» Given data:
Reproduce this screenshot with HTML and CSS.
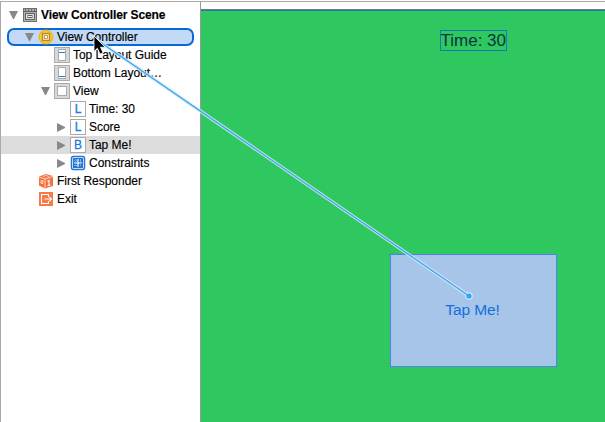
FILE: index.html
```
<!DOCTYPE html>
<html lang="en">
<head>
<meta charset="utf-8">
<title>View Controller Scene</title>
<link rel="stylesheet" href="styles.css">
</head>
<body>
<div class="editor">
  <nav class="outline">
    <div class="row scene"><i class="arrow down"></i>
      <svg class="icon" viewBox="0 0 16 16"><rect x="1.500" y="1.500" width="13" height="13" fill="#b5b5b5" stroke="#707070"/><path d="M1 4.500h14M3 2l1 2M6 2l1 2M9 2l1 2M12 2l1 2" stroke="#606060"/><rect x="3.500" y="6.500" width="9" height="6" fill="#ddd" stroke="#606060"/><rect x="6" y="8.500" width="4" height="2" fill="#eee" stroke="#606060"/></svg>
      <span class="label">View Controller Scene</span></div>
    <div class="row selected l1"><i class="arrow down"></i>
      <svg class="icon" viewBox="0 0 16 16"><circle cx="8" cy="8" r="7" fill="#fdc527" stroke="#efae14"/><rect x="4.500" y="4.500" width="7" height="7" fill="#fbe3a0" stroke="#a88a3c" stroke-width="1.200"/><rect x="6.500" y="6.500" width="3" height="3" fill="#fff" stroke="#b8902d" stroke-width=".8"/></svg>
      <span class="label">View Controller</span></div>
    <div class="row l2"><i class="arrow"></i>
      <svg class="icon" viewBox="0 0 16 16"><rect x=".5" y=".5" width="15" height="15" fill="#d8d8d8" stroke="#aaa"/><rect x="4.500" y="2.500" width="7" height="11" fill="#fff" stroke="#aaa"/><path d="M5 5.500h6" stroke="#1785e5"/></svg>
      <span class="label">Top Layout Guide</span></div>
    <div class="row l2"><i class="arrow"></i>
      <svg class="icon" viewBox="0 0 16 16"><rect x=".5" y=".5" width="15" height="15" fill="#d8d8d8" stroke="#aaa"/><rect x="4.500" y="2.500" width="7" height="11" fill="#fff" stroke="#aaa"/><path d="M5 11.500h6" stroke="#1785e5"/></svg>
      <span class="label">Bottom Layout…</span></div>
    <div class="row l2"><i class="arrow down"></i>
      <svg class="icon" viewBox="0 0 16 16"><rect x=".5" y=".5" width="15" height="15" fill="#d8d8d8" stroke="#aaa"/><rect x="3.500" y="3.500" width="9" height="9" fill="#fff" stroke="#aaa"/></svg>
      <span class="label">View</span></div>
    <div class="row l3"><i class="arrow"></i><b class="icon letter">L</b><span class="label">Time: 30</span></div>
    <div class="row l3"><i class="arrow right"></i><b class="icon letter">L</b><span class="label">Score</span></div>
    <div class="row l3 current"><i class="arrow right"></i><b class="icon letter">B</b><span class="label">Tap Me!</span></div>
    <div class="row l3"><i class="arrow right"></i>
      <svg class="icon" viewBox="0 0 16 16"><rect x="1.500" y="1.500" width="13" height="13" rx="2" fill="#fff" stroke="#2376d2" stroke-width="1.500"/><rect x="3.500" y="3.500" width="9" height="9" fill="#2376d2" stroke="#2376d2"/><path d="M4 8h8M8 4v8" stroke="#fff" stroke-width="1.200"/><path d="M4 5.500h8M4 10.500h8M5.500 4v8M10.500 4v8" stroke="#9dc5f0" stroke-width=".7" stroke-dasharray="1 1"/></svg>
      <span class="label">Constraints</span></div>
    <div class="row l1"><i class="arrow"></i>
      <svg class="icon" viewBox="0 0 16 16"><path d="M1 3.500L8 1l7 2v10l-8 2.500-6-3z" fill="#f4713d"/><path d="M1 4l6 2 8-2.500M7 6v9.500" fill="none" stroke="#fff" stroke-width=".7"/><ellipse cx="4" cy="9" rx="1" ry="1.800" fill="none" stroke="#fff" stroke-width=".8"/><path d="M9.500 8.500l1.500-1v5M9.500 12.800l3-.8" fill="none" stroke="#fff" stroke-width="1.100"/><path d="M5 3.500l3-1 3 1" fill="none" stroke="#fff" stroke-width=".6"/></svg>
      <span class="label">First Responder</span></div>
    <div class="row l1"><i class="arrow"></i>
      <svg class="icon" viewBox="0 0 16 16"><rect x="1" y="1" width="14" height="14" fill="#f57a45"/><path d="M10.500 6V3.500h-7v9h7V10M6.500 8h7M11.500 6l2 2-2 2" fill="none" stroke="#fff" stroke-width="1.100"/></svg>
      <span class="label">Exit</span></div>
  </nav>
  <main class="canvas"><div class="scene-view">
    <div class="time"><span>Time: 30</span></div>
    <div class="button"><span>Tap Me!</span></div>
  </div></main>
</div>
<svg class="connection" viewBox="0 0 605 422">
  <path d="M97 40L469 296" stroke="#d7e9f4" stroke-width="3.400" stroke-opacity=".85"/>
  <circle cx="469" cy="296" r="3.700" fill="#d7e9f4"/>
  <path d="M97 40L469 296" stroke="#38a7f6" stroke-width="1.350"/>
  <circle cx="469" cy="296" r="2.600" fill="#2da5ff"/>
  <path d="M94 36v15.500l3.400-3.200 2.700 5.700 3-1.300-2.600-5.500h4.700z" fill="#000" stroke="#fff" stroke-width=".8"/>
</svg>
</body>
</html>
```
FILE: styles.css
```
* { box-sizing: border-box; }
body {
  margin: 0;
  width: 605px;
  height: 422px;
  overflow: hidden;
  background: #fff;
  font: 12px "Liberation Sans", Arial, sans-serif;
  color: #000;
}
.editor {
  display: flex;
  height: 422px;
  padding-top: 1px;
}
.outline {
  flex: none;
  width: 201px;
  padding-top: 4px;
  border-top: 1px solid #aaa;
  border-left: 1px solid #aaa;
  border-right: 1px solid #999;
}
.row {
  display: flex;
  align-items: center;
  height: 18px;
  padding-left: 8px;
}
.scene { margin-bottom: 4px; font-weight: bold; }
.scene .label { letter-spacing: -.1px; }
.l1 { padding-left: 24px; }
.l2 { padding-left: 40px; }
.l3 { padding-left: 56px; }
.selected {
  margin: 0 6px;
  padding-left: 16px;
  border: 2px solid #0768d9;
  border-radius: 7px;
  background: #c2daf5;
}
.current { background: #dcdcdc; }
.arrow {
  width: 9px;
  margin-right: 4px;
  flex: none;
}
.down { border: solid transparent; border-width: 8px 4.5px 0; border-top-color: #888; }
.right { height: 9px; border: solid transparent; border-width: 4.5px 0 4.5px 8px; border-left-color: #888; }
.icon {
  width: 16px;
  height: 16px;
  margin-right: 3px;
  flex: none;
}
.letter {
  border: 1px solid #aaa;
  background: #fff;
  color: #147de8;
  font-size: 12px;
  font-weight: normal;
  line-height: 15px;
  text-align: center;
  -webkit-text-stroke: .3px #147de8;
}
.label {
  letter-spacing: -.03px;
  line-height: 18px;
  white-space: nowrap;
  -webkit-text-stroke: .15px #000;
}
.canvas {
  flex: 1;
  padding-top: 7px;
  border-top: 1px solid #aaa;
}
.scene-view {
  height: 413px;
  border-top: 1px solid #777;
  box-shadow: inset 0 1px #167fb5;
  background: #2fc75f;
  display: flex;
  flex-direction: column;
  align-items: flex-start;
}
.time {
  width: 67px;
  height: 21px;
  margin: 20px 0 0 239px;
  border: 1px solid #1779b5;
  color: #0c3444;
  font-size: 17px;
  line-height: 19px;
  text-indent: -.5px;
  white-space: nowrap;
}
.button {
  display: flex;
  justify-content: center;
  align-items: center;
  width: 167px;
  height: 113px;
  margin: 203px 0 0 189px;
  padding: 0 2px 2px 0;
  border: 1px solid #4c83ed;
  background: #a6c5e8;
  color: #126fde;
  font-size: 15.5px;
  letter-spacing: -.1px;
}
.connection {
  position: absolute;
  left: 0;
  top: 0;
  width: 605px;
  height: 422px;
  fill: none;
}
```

» Exercise task:
Quote the material exactly. Pictures stay out.

» Task response:
Reproduce this screenshot with HTML and CSS.
FILE: index.html
```
<!DOCTYPE html>
<html lang="en">
<head>
<meta charset="utf-8">
<title>View Controller Scene</title>
<link rel="stylesheet" href="styles.css">
</head>
<body>
<div class="editor">
  <nav class="outline">
    <div class="row scene"><i class="arrow down"></i>
      <svg class="icon" viewBox="0 0 16 16"><rect x="1.500" y="1.500" width="13" height="13" fill="#b5b5b5" stroke="#707070"/><path d="M1 4.500h14M3 2l1 2M6 2l1 2M9 2l1 2M12 2l1 2" stroke="#606060"/><rect x="3.500" y="6.500" width="9" height="6" fill="#ddd" stroke="#606060"/><rect x="6" y="8.500" width="4" height="2" fill="#eee" stroke="#606060"/></svg>
      <span class="label">View Controller Scene</span></div>
    <div class="row selected l1"><i class="arrow down"></i>
      <svg class="icon" viewBox="0 0 16 16"><circle cx="8" cy="8" r="7" fill="#fdc527" stroke="#efae14"/><rect x="4.500" y="4.500" width="7" height="7" fill="#fbe3a0" stroke="#a88a3c" stroke-width="1.200"/><rect x="6.500" y="6.500" width="3" height="3" fill="#fff" stroke="#b8902d" stroke-width=".8"/></svg>
      <span class="label">View Controller</span></div>
    <div class="row l2"><i class="arrow"></i>
      <svg class="icon" viewBox="0 0 16 16"><rect x=".5" y=".5" width="15" height="15" fill="#d8d8d8" stroke="#aaa"/><rect x="4.500" y="2.500" width="7" height="11" fill="#fff" stroke="#aaa"/><path d="M5 5.500h6" stroke="#1785e5"/></svg>
      <span class="label">Top Layout Guide</span></div>
    <div class="row l2"><i class="arrow"></i>
      <svg class="icon" viewBox="0 0 16 16"><rect x=".5" y=".5" width="15" height="15" fill="#d8d8d8" stroke="#aaa"/><rect x="4.500" y="2.500" width="7" height="11" fill="#fff" stroke="#aaa"/><path d="M5 11.500h6" stroke="#1785e5"/></svg>
      <span class="label">Bottom Layout…</span></div>
    <div class="row l2"><i class="arrow down"></i>
      <svg class="icon" viewBox="0 0 16 16"><rect x=".5" y=".5" width="15" height="15" fill="#d8d8d8" stroke="#aaa"/><rect x="3.500" y="3.500" width="9" height="9" fill="#fff" stroke="#aaa"/></svg>
      <span class="label">View</span></div>
    <div class="row l3"><i class="arrow"></i><b class="icon letter">L</b><span class="label">Time: 30</span></div>
    <div class="row l3"><i class="arrow right"></i><b class="icon letter">L</b><span class="label">Score</span></div>
    <div class="row l3 current"><i class="arrow right"></i><b class="icon letter">B</b><span class="label">Tap Me!</span></div>
    <div class="row l3"><i class="arrow right"></i>
      <svg class="icon" viewBox="0 0 16 16"><rect x="1.500" y="1.500" width="13" height="13" rx="2" fill="#fff" stroke="#2376d2" stroke-width="1.500"/><rect x="3.500" y="3.500" width="9" height="9" fill="#2376d2" stroke="#2376d2"/><path d="M4 8h8M8 4v8" stroke="#fff" stroke-width="1.200"/><path d="M4 5.500h8M4 10.500h8M5.500 4v8M10.500 4v8" stroke="#9dc5f0" stroke-width=".7" stroke-dasharray="1 1"/></svg>
      <span class="label">Constraints</span></div>
    <div class="row l1"><i class="arrow"></i>
      <svg class="icon" viewBox="0 0 16 16"><path d="M1 3.500L8 1l7 2v10l-8 2.500-6-3z" fill="#f4713d"/><path d="M1 4l6 2 8-2.500M7 6v9.500" fill="none" stroke="#fff" stroke-width=".7"/><ellipse cx="4" cy="9" rx="1" ry="1.800" fill="none" stroke="#fff" stroke-width=".8"/><path d="M9.500 8.500l1.500-1v5M9.500 12.800l3-.8" fill="none" stroke="#fff" stroke-width="1.100"/><path d="M5 3.500l3-1 3 1" fill="none" stroke="#fff" stroke-width=".6"/></svg>
      <span class="label">First Responder</span></div>
    <div class="row l1"><i class="arrow"></i>
      <svg class="icon" viewBox="0 0 16 16"><rect x="1" y="1" width="14" height="14" fill="#f57a45"/><path d="M10.500 6V3.500h-7v9h7V10M6.500 8h7M11.500 6l2 2-2 2" fill="none" stroke="#fff" stroke-width="1.100"/></svg>
      <span class="label">Exit</span></div>
  </nav>
  <main class="canvas"><div class="scene-view">
    <div class="time"><span>Time: 30</span></div>
    <div class="button"><span>Tap Me!</span></div>
  </div></main>
</div>
<svg class="connection" viewBox="0 0 605 422">
  <path d="M97 40L469 296" stroke="#d7e9f4" stroke-width="3.400" stroke-opacity=".85"/>
  <circle cx="469" cy="296" r="3.700" fill="#d7e9f4"/>
  <path d="M97 40L469 296" stroke="#38a7f6" stroke-width="1.350"/>
  <circle cx="469" cy="296" r="2.600" fill="#2da5ff"/>
  <path d="M94 36v15.500l3.400-3.200 2.700 5.700 3-1.300-2.600-5.500h4.700z" fill="#000" stroke="#fff" stroke-width=".8"/>
</svg>
</body>
</html>
```
FILE: styles.css
```
* { box-sizing: border-box; }
body {
  margin: 0;
  width: 605px;
  height: 422px;
  overflow: hidden;
  background: #fff;
  font: 12px "Liberation Sans", Arial, sans-serif;
  color: #000;
}
.editor {
  display: flex;
  height: 422px;
  padding-top: 1px;
}
.outline {
  flex: none;
  width: 201px;
  padding-top: 4px;
  border-top: 1px solid #aaa;
  border-left: 1px solid #aaa;
  border-right: 1px solid #999;
}
.row {
  display: flex;
  align-items: center;
  height: 18px;
  padding-left: 8px;
}
.scene { margin-bottom: 4px; font-weight: bold; }
.scene .label { letter-spacing: -.1px; }
.l1 { padding-left: 24px; }
.l2 { padding-left: 40px; }
.l3 { padding-left: 56px; }
.selected {
  margin: 0 6px;
  padding-left: 16px;
  border: 2px solid #0768d9;
  border-radius: 7px;
  background: #c2daf5;
}
.current { background: #dcdcdc; }
.arrow {
  width: 9px;
  margin-right: 4px;
  flex: none;
}
.down { border: solid transparent; border-width: 8px 4.5px 0; border-top-color: #888; }
.right { height: 9px; border: solid transparent; border-width: 4.5px 0 4.5px 8px; border-left-color: #888; }
.icon {
  width: 16px;
  height: 16px;
  margin-right: 3px;
  flex: none;
}
.letter {
  border: 1px solid #aaa;
  background: #fff;
  color: #147de8;
  font-size: 12px;
  font-weight: normal;
  line-height: 15px;
  text-align: center;
  -webkit-text-stroke: .3px #147de8;
}
.label {
  letter-spacing: -.03px;
  line-height: 18px;
  white-space: nowrap;
  -webkit-text-stroke: .15px #000;
}
.canvas {
  flex: 1;
  padding-top: 7px;
  border-top: 1px solid #aaa;
}
.scene-view {
  height: 413px;
  border-top: 1px solid #777;
  box-shadow: inset 0 1px #167fb5;
  background: #2fc75f;
  display: flex;
  flex-direction: column;
  align-items: flex-start;
}
.time {
  width: 67px;
  height: 21px;
  margin: 20px 0 0 239px;
  border: 1px solid #1779b5;
  color: #0c3444;
  font-size: 17px;
  line-height: 19px;
  text-indent: -.5px;
  white-space: nowrap;
}
.button {
  display: flex;
  justify-content: center;
  align-items: center;
  width: 167px;
  height: 113px;
  margin: 203px 0 0 189px;
  padding: 0 2px 2px 0;
  border: 1px solid #4c83ed;
  background: #a6c5e8;
  color: #126fde;
  font-size: 15.5px;
  letter-spacing: -.1px;
}
.connection {
  position: absolute;
  left: 0;
  top: 0;
  width: 605px;
  height: 422px;
  fill: none;
}
```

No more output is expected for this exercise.